История их любви и расставания закончится так, как никто не догадается. А сама книга похожа на гербарий, где на каждой новой странице совсем разные цветы выложены. Из разных времен и стран. То латвийское детство: «рельсы начитают петь – высокий звонкий голос, ангельское сопрано. Наконец на горизонте вспыхивает лимонная искра. Лобовые стекла локомотива отражают закатное солнце». То он сидит в собственном доме на берегу амстердамского канала, на чердаке реквизит спирита былых веков, а он чокается с урной умершей любовницы:
«Леонора не перебивала — слушала, она и прежде была немногословна. Человеческий прах похож на серую пудру, серая мягкая пыль с горьковатым запахом, порой я открывал крышку и высыпал пепел на ладонь».

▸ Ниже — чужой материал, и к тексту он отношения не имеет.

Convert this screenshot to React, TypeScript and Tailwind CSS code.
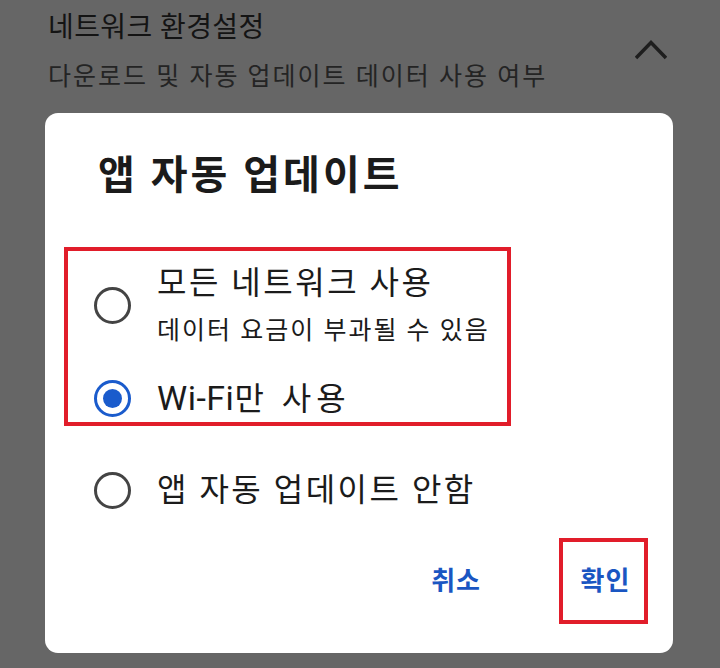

А то оказывается на похоронах под Ригой, среди бывших советских, выброшенных в придорожную пыль с большака истории: «Я разглядывал старческие лица, уродливые руки в пятнах, с узловатыми пальцами, и мне становилось тоскливо и бесконечно жаль этих никчемных, никому не нужных людей. Я смотрел на Шурочку, на ее дряблое лицо, похожее на сырое тесто, на сальные губы в остатках помады, и отвращение во мне мешалось с невыносимой жалостью».
Жалость – и немного месть – будет вести, мчать уже сильно взрослого Чижа. Она обернется любовью, но «любовью хмурой, февральской, безнадежно горькой, как ядро гнилого ореха». Так любят свою боль к предавшей семье, убитой возлюбленной, сгинувшей стране?
Впрочем, ничто не ушло, иногда они возвращаются. И похожие на кадры «Изгнание» Звягинцева и «Меланхолии» Триера с сексом на берегу озера рядом с утопленником сменятся очень быстрыми и жесткими сценами в духе уже Альмодовара и Финчера. Кто-то ведь открыл тот сундук с сердцами.